The coalition's strategy is to entirely remove the notion of housing as a right and instead make council and housing association tenancy a last resort for the desperate.

This is all a very far cry from the postwar consensus of both major parties. which would vie to be the best at building large numbers of council properties to remove people from the poor-quality, insecure private rented sector and provide them with new homes.

The Thatcher government all but sounded the death knell for council housing, with its right-to-buy policy which allowed tenants to buy their homes at enormous discounts. No replacements were built and unsurprisingly waiting lists grew, council properties crumbled for lack of money to maintain them and the number of homeless people occupying park benches increased.

The 1997 Labour government did reverse the decline in maintenance and the Decent Homes Standard concept was a huge improvement.

However, it failed to build new council homes to replace lost stock and it failed to bring in any proper control of the private rental sector.

Yet the coalition has gone many stages further down the line. Its cap on housing allowance is nothing but social cleansing, particularly for those who privately rent their homes.

This policy, introduced straight after the election, means that in the high-rent areas of central London it will be impossible to live on benefits in the private sector. People who may have lived in an area for years will be forced out.

In every central London borough, the government is achieving what Tory Westminster Council leader Shirley Porter was quite rightly condemned for doing in Westminster in the 1980s.

Anyone outside London who might think that this problem is confined to the metropolis should realise that this is the shape of things to come for the whole country.

Private tenants being forced out of Camden, Westminster, Islington and other central London boroughs is just the start.

The government's attempts to force local authorities to raise rents to 80 per cent of market value and limit tenures has met with some opposition as councils recognise that it would make council housing impossible to obtain, not just for those on benefit but for any low-waged or average-paid worker.

Housing associations have much less compunction and are mostly raising rents to near market levels on new properties and restricting their tenures.

All this takes place against a backdrop of insufficient new build of council houses and rapidly rising prices in some parts of the country, making ownership impossible for 80 per cent of the people in many parts of London and south-east England.

The Tory-Lib Dem solution is to encourage more building for private rent - but with no control on what landlords can charge - as well as some new building for purchase.
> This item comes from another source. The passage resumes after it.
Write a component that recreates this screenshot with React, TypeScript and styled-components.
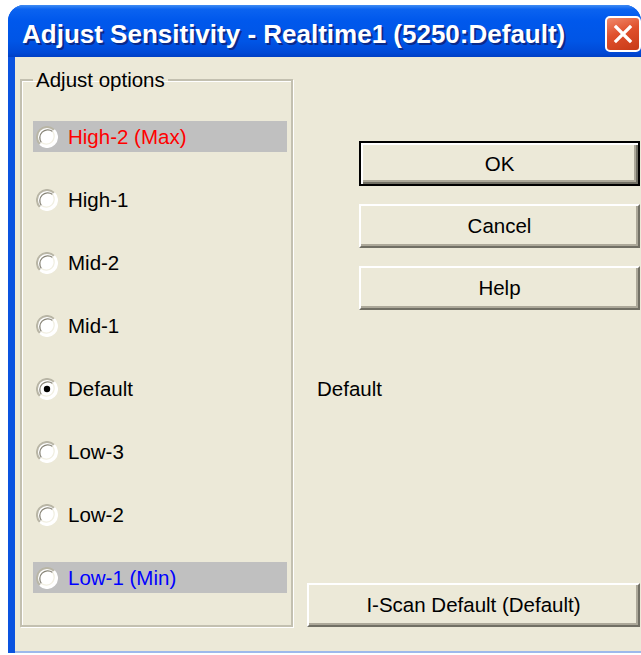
import * as React from 'react'
import styled, { createGlobalStyle } from 'styled-components'

const GlobalStyle = createGlobalStyle`
  html, body {
    margin: 0;
    padding: 0;
    background: #ffffff;
    overflow: hidden;
  }
  body {
    font-family: 'Liberation Sans', Arial, sans-serif;
  }
`

const Window = styled.div`
  margin: 5px 0 0 8px;
  width: 633px;
  border-radius: 16px 16px 0 0;
  background: #0a53e0;
  overflow: hidden;
`

const TitleBar = styled.div`
  height: 52px;
  display: flex;
  align-items: center;
  padding: 6px 0 0 14px;
  box-sizing: border-box;
  background: linear-gradient(
    180deg,
    #3f8cf3 0%,
    #0b63f0 8%,
    #0058ec 30%,
    #0055e6 70%,
    #0049d6 92%,
    #003fc4 100%
  );
`

const Title = styled.div`
  flex: 1;
  color: #ffffff;
  font-size: 26px;
  font-weight: bold;
  text-shadow: 2px 2px 0 #0b2a8a;
  white-space: nowrap;
  overflow: hidden;
`

const CloseButton = styled.div`
  flex: none;
  width: 36px;
  height: 36px;
  box-sizing: border-box;
  border: 2px solid #ffffff;
  border-radius: 5px;
  background: linear-gradient(160deg, #f08a6c 0%, #e0502c 45%, #c73a17 100%);
  display: flex;
  align-items: center;
  justify-content: center;
`

const Body = styled.div`
  margin-left: 7px;
  height: 596px;
  background: #ece9d8;
  display: flex;
  gap: 14px;
  padding: 11px 0 0 5px;
  box-sizing: border-box;
  border-bottom: 2px solid #9db9eb;
`

const GroupBox = styled.fieldset`
  margin: 0;
  width: 273px;
  height: 559px;
  box-sizing: border-box;
  padding: 29px 4px 31px 11px;
  border: 2px solid #c3c0b0;
  box-shadow: inset 1px 1px 0 #ffffff, 1px 1px 0 #ffffff;
  display: flex;
  flex-direction: column;
  gap: 32px;
`

const Legend = styled.legend`
  padding: 0 3px;
  font-size: 20.5px;
  line-height: 24px;
  color: #000000;
`

const OptionRow = styled.div<{ $highlight?: boolean; $color?: string }>`
  height: 31px;
  display: flex;
  align-items: center;
  gap: 10px;
  padding-left: 3px;
  background: ${(p) => (p.$highlight ? '#c0c0c0' : 'transparent')};
  color: ${(p) => p.$color || '#000000'};
  font-size: 20.5px;
`

const RightColumn = styled.div`
  width: 333px;
  height: 559px;
  display: flex;
  flex-direction: column;
  align-items: flex-end;
  padding-top: 73px;
  box-sizing: border-box;
`

const PushButton = styled.div<{ $default?: boolean; $width: number }>`
  width: ${(p) => p.$width}px;
  height: ${(p) => (p.$default ? 45 : 44)}px;
  box-sizing: border-box;
  margin-bottom: 18px;
  display: flex;
  align-items: center;
  justify-content: center;
  font-size: 20.5px;
  color: #000000;
  background: #ece9d8;
  border-top: 2px solid ${(p) => (p.$default ? '#000000' : '#ffffff')};
  border-left: 2px solid ${(p) => (p.$default ? '#000000' : '#ffffff')};
  border-right: 2px solid ${(p) => (p.$default ? '#000000' : '#716f64')};
  border-bottom: 2px solid ${(p) => (p.$default ? '#000000' : '#716f64')};
  box-shadow: ${(p) =>
    p.$default
      ? 'inset 2px 2px 0 #ffffff, inset -2px -2px 0 #716f64, inset -4px -4px 0 #aca899'
      : 'inset -2px -2px 0 #aca899'};

  &:last-child {
    margin-top: auto;
    margin-bottom: 0;
  }
`

const StatusLabel = styled.div`
  align-self: flex-start;
  margin: 49px 0 0 10px;
  font-size: 20.5px;
  line-height: 24px;
  color: #000000;
`

const Radio = ({ checked }: { checked?: boolean }) => (
  <svg width="22" height="22" viewBox="0 0 22 22">
    <circle cx="11" cy="11" r="10" fill="#ffffff" />
    {/* sunken rim: dark upper-left, light lower-right */}
    <path d="M18.1 3.9 A10 10 0 0 0 3.9 18.1" fill="none" stroke="#b9b6a6" strokeWidth="2" />
    <path d="M16.6 5.4 A8 8 0 0 0 5.4 16.6" fill="none" stroke="#8a877a" strokeWidth="1.3" />
    <path d="M3.9 18.1 A10 10 0 0 0 18.1 3.9" fill="none" stroke="#ffffff" strokeWidth="2" />
    <path d="M5.4 16.6 A8 8 0 0 0 16.6 5.4" fill="none" stroke="#f1efe2" strokeWidth="1.3" />
    {checked && <circle cx="11" cy="11" r="3.2" fill="#000000" />}
  </svg>
)

const options = [
  { label: 'High-2 (Max)', color: '#ff0000', highlight: true },
  { label: 'High-1' },
  { label: 'Mid-2' },
  { label: 'Mid-1' },
  { label: 'Default', checked: true },
  { label: 'Low-3' },
  { label: 'Low-2' },
  { label: 'Low-1 (Min)', color: '#0000ff', highlight: true },
] as { label: string; color?: string; highlight?: boolean; checked?: boolean }[]

const App = () => {
  return (
    <>
      <GlobalStyle />
      <Window>
        <TitleBar>
          <Title>Adjust Sensitivity - Realtime1 (5250:Default)</Title>
          <CloseButton>
            <svg width="22" height="22" viewBox="0 0 22 22">
              <path d="M4 4 L18 18 M18 4 L4 18" stroke="#ffffff" strokeWidth="3.2" strokeLinecap="square" />
            </svg>
          </CloseButton>
        </TitleBar>
        <Body>
          <GroupBox>
            <Legend>Adjust options</Legend>
            {options.map((o) => (
              <OptionRow key={o.label} $highlight={o.highlight} $color={o.color}>
                <Radio checked={o.checked} />
                <span>{o.label}</span>
              </OptionRow>
            ))}
          </GroupBox>
          <RightColumn>
            <PushButton $default $width={281}>OK</PushButton>
            <PushButton $width={281}>Cancel</PushButton>
            <PushButton $width={281}>Help</PushButton>
            <StatusLabel>Default</StatusLabel>
            <PushButton $width={333}>I-Scan Default (Default)</PushButton>
          </RightColumn>
        </Body>
      </Window>
    </>
  )
}

export default App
This can only lead to a new housing bubble.

Essentially there is a need for a totally different approach - to recognise that good-quality housing is a public responsibility.

Children in overcrowded homes become ill and underachieve in school. Poor-quality, damp housing leads to poor health.

Lack of sufficient housing forces many into shelters, hostels or the street. We all suffer from bad housing.

Labour's overriding priority should be to commit itself to a huge programme of council housebuilding with rent controls and lifetime tenure.

It also has to be recognised that owner occupation is on the slide.

In boroughs such as mine, Islington, it is now less than 30 per cent of all households. The private rented sector is now around a third of many London boroughs and 17 per cent nationally - a figure that is rising very fast.

This sector is largely unregulated with many dubious charging schemes and unfairly withheld deposits from largely unregulated agencies.

Next week I am introducing a private member's Bill to the Commons, which, although it has little chance of becoming law, will further the campaign for proper regulation - regulation on environmental standards, much longer tenancies, an end to the inadequate assured short-hold system and an end to discrimination against benefit claimants by some letting agents.

Vital as all this is, without rent control, the private sector will continue to be able to charge "market rents" which often bear no resemblance to the cost of the property or its maintenance.

We need publicly run letting agents that can ensure good standards and security of tenure and ensure that all tenants are charge fair rents.

The whole tenor of the housing debate must change. Housing shortages are contrived to drive up prices for the benefit of a few, while the public sector is forced to step in to try to ameliorate the situation for those who are most desperate. The public sector should not be playing such a passive role. It should be the leader of good-quality, secure housing for all who need it. is the result of the policy direction being forced by Government.

Let us look at the sad reality for those trapped in extortionately priced low-quality housing from which there is no prospect of escape without a change of government policy. And bring that change about.